Thanks to Keynes – or the way that Keynes has been interpreted – the elites have used his General Theory as a justification for printing money, ruining economies, bankrupting honest businesses and propping up hundreds of failed and failing banking entities.
Keynes's theories have been an unparalleled disaster. They have allowed the power elite to print money with impunity and to justify propping up its corrupt financial system. Today, the world reels from depression and economic inefficiency. This is a direct result of the justifications that Keynes provided the power elite via his crackpot econometrics.
The article in The New Republic lauding the IMF's use of Keynesianism discusses none of the above of course.
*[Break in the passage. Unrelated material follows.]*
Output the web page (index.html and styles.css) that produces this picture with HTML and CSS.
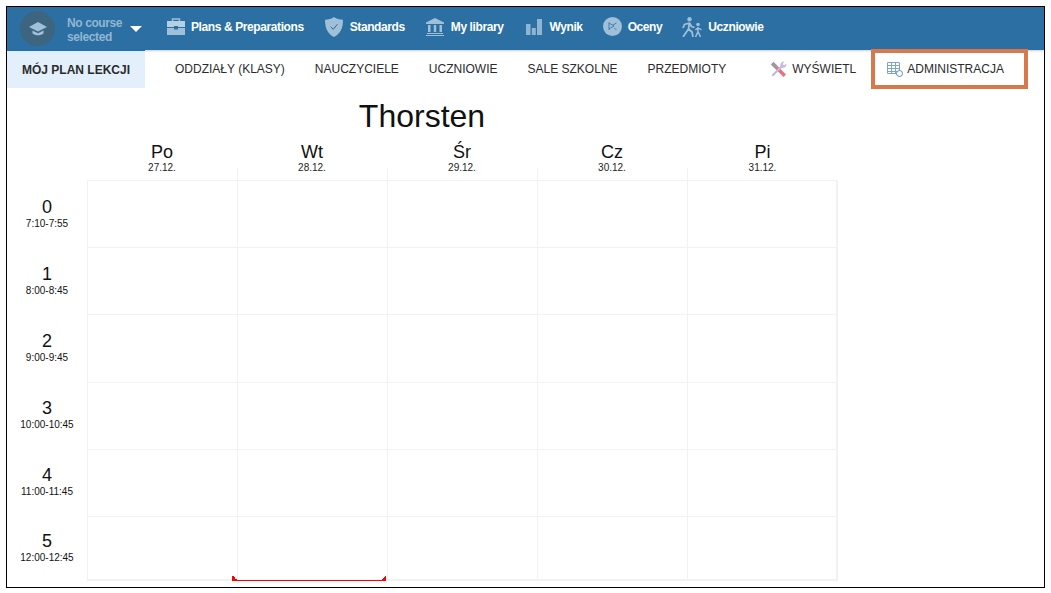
FILE: index.html
```html
<!DOCTYPE html>
<html lang="en">
<head>
    <meta charset="UTF-8">
    <meta name="viewport" content="width=device-width, initial-scale=1.0">
    <title>Plan lekcji</title>
    <link rel="stylesheet" href="styles.css">
</head>
<body>

<div class="frame">
    <header class="topbar">
        <div class="course">
            <span class="course-badge">
                <svg width="20" height="16" viewBox="0 0 20 16"><path d="M10 1 19 6 10 10.5 1 6Z" fill="#9fc0d8"/><path d="M4.5 9.5v3c2.8 2.4 8.2 2.4 11 0v-3L10 12.3Z" fill="#9fc0d8"/></svg>
            </span>
            <span class="course-name">No course selected</span>
            <span class="caret"></span>
        </div>
        <a class="top-item plans">
            <svg width="18" height="17" viewBox="0 0 18 17"><path d="M5.5 3V1h7v2" fill="none" stroke="#9fc0d8" stroke-width="1.4"/><path d="M0 3h18v6h-7V8H7v1H0Z" fill="#b5d0e3"/><path d="M0 10h7v1.5h4V10h7v7H0Z" fill="#9fc0d8"/></svg>
            Plans &amp; Preparations
        </a>
        <a class="top-item standards">
            <svg width="18" height="20" viewBox="0 0 18 20"><path d="M9 0c2.5 1.800 5.500 2.700 9 2.800C18 11 15.500 16.800 9 20 2.500 16.800 0 11 0 2.800 3.500 2.700 6.500 1.800 9 0Z" fill="#9fc0d8"/><path d="M5.800 9.800 8.200 12.300 12.500 7.200" fill="none" stroke="#2c6fa3" stroke-width="1"/></svg>
            Standards
        </a>
        <a class="top-item library">
            <svg width="18" height="18" viewBox="0 0 18 18"><path d="M9 0 18 4.500V6H0V4.500Z" fill="#9fc0d8"/><path d="M2 7h2.500v7H2ZM7.800 7h2.400v7H7.800ZM13.500 7H16v7h-2.500ZM1 15h16v1H1ZM0 17h18v1H0Z" fill="#9fc0d8"/></svg>
            My library
        </a>
        <a class="top-item wynik">
            <svg width="16" height="17" viewBox="0 0 16 17"><path d="M0 6h4.500v11H0ZM5.800 10h4v7h-4ZM11 1h5v16h-5Z" fill="#8fb5d1"/></svg>
            Wynik
        </a>
        <a class="top-item oceny">
            <svg width="19" height="19" viewBox="0 0 19 19"><circle cx="9.500" cy="9.500" r="9.500" fill="#9fc0d8"/><path d="M6 5.500v7.500M6 6l5 3-5 3M10 8l3.500-2M11.500 11l2 2" fill="none" stroke="#2c6fa3" stroke-width=".8"/></svg>
            Oceny
        </a>
        <a class="top-item pupils">
            <svg width="22" height="20" viewBox="0 0 22 20"><circle cx="8.500" cy="2.200" r="2.200" fill="#9fc0d8"/><circle cx="17" cy="7.500" r="1.800" fill="#9fc0d8"/><path d="M8.500 5.500 7.500 12 2 20M7.500 12l3.500 3 1 5M8.500 6 3.500 7.500 2 11M8.500 6l2 3.500 3 1" fill="none" stroke="#9fc0d8" stroke-width="1.800"/><path d="M17 10v4.500L14.500 20M17 14.500l2.500 5.500M17 10.500l-2.500 2.500M17 10.500l3.500 2.500" fill="none" stroke="#9fc0d8" stroke-width="1.500"/></svg>
            Uczniowie
        </a>
    </header>

    <nav class="subnav">
        <a class="tab active">MÓJ PLAN LEKCJI</a>
        <a class="tab">ODDZIAŁY (KLASY)</a>
        <a class="tab">NAUCZYCIELE</a>
        <a class="tab">UCZNIOWIE</a>
        <a class="tab">SALE SZKOLNE</a>
        <a class="tab">PRZEDMIOTY</a>
        <a class="tab show">
            <svg width="17" height="17" viewBox="0 0 17 17"><path d="M1 3.500 3.500 1 16 13.500 13.500 16Z" fill="#e8737a"/><path d="M1 3.500 3.500 1 8 5.500 5.500 8Z" fill="#9a9aa5"/><path d="M1.500 14 10.500 5c-.6-2 .8-4.500 4-4.500L12.500 3l1.500 1.500L16.500 2.500c.3 3-2 4.800-4.500 4.200L3 15.500Z" fill="#c3b9dc"/></svg>
            WYŚWIETL
        </a>
        <a class="tab admin">
            <svg width="16" height="16" viewBox="0 0 16 16"><path d="M.5 1.500h12v11H.5ZM.5 4.500h12M.5 7.500h12M.5 10.500h12M4.500 1.500v11M8.500 1.500v11" fill="none" stroke="#7ea6cc"/><circle cx="12.500" cy="12.500" r="3" fill="#fff" stroke="#5b8fbf"/></svg>
            ADMINISTRACJA
        </a>
    </nav>

    <h1 class="plan-title">Thorsten</h1>

    <div class="timetable">
        <div class="corner"></div>
        <div class="day"><span class="day-name">Po</span><span class="day-date">27.12.</span></div>
        <div class="day"><span class="day-name">Wt</span><span class="day-date">28.12.</span></div>
        <div class="day"><span class="day-name">Śr</span><span class="day-date">29.12.</span></div>
        <div class="day"><span class="day-name">Cz</span><span class="day-date">30.12.</span></div>
        <div class="day"><span class="day-name">Pi</span><span class="day-date">31.12.</span></div>

        <div class="period"><span class="period-no">0</span><span class="period-time">7:10-7:55</span></div>
        <div class="cell"></div><div class="cell"></div><div class="cell"></div><div class="cell"></div><div class="cell"></div>

        <div class="period"><span class="period-no">1</span><span class="period-time">8:00-8:45</span></div>
        <div class="cell"></div><div class="cell"></div><div class="cell"></div><div class="cell"></div><div class="cell"></div>

        <div class="period"><span class="period-no">2</span><span class="period-time">9:00-9:45</span></div>
        <div class="cell"></div><div class="cell"></div><div class="cell"></div><div class="cell"></div><div class="cell"></div>

        <div class="period"><span class="period-no">3</span><span class="period-time">10:00-10:45</span></div>
        <div class="cell"></div><div class="cell"></div><div class="cell"></div><div class="cell"></div><div class="cell"></div>

        <div class="period"><span class="period-no">4</span><span class="period-time">11:00-11:45</span></div>
        <div class="cell"></div><div class="cell"></div><div class="cell"></div><div class="cell"></div><div class="cell"></div>

        <div class="period"><span class="period-no">5</span><span class="period-time">12:00-12:45</span></div>
        <div class="cell"></div><div class="cell today"></div><div class="cell"></div><div class="cell"></div><div class="cell"></div>
    </div>
</div>

</body>
</html>
```

FILE: styles.css
```css
html, body {
    margin: 0;
    padding: 0;
    background-color: #fff;
}
body {
    padding: 6px 6px 5px 6px;
    font-family: "Liberation Sans", Arial, sans-serif;
    color: #222;
}
a {
    color: inherit;
    text-decoration: none;
}
.frame {
    box-sizing: border-box;
    width: 1039px;
    height: 582px;
    border: 1px solid #000;
    overflow: hidden;
}
.topbar {
    display: flex;
    align-items: center;
    height: 43px;
    background-color: #2c6fa3;
    color: #fff;
    font-size: 12px;
    font-weight: bold;
    box-shadow: 0 1px 2px rgba(0, 0, 0, 0.2);
}
.course {
    display: flex;
    align-items: center;
    padding-left: 13px;
    width: 147px;
    box-sizing: border-box;
}
.course-badge {
    display: flex;
    align-items: center;
    justify-content: center;
    flex: none;
    width: 35px;
    height: 35px;
    border-radius: 50%;
    background-color: #3d6580;
}
.course-name {
    width: 60px;
    margin-left: 12px;
    padding-top: 2px;
    color: #92b6d2;
    line-height: 14px;
    letter-spacing: -0.4px;
}
.caret {
    width: 0;
    height: 0;
    margin-left: 3px;
    border-left: 6px solid transparent;
    border-right: 6px solid transparent;
    border-top: 6px solid #fff;
}
.top-item {
    display: flex;
    align-items: center;
    padding-bottom: 4px;
    white-space: nowrap;
    letter-spacing: -0.4px;
}
.plans { margin-left: 13px; gap: 6px; }
.standards { margin-left: 21px; gap: 7px; }
.library { margin-left: 21px; gap: 7px; }
.wynik { margin-left: 22px; gap: 8px; }
.oceny { margin-left: 20px; gap: 6px; }
.pupils { margin-left: 19px; gap: 5px; }

.subnav {
    display: flex;
    align-items: stretch;
    height: 38px;
    font-size: 12px;
    color: #2b2b2b;
}
.tab {
    display: flex;
    align-items: center;
    margin-left: 30px;
    white-space: nowrap;
}
.tab.active {
    box-sizing: border-box;
    justify-content: center;
    width: 138px;
    margin-left: 0;
    background-color: #e3f0fb;
    border-top: 1px solid #1a72bd;
    font-weight: bold;
}
.show {
    gap: 5px;
    margin-left: 44px;
}
.admin {
    box-sizing: border-box;
    position: relative;
    gap: 4px;
    width: 157px;
    height: 40px;
    margin-left: 15px;
    margin-top: -1px;
    padding-left: 12px;
    border: 4px solid #d9784a;
}

.plan-title {
    margin: 0;
    width: 830px;
    height: 50px;
    padding-top: 10px;
    box-sizing: border-box;
    text-align: center;
    font-size: 32px;
    font-weight: normal;
    line-height: 37px;
    color: #111;
}
.timetable {
    display: grid;
    grid-template-columns: 80px repeat(4, 150px) 151px;
    grid-template-rows: 42px repeat(5, 67.2px) 65px;
    width: 831px;
}
.day {
    display: flex;
    flex-direction: column;
    align-items: center;
    position: relative;
}
.day + .day::before {
    content: "";
    position: absolute;
    left: 0;
    bottom: 0;
    height: 12px;
    border-left: 1px solid #f2f2f2;
}
.day-name {
    font-size: 18px;
    line-height: 20px;
    padding-top: 4px;
    color: #111;
}
.day-date {
    font-size: 10px;
    line-height: 12px;
}
.period {
    display: flex;
    flex-direction: column;
    align-items: center;
    justify-content: center;
    color: #111;
}
.period-no {
    font-size: 18px;
    line-height: 20px;
}
.period-time {
    font-size: 10px;
    line-height: 14px;
}
.cell {
    border-top: 1px solid #f2f2f2;
    border-left: 1px solid #f2f2f2;
}
.cell:nth-child(6n) {
    border-right: 2px solid #f2f2f2;
}
.timetable > .cell:nth-last-child(-n+5) {
    border-bottom: 2px solid #f2f2f2;
}
.cell.today {
    position: relative;
}
/* red marker: thin line with small corner wedges */
.cell.today::after {
    content: "";
    position: absolute;
    left: -6px;
    right: 1px;
    bottom: -2px;
    height: 6px;
    background:
        linear-gradient(to top right, #f00 50%, transparent 50%) left bottom / 6px 6px no-repeat,
        linear-gradient(to top left, #f00 50%, transparent 50%) right bottom / 6px 6px no-repeat,
        linear-gradient(#f00, #f00) left bottom / 100% 1px no-repeat;
}
```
It doesn't grapple with Keynes's Fabianism, his contempt for ordinary people or the obvious failures of his general theory.
The IMF itself is a bankrupt institution with a deserved reputation for making bad economies worse and literally starving people to death in the process. The idea that one can marry the illegitimate monetary science of Keynesianism to the thuggery of the IMF and come up with something better than either of the two parts is in our view nothing but wishful thinking.
These articles are empyrean intellectual creations. They have little or nothing to do with real life. They pile on one fantasy after another of the way the world is supposed to work. But it doesn't work that way.
Keynes was wrong in almost every aspect of his "General Theory." The IMF has been a plague among impoverished nations for most of its existence. The best thing that could happen would be that both Keynes and the IMF would be erased from the annals of history.
Either one is horrible. Together, they are a terrible poison, responsible for misery and economic mayhem worldwide.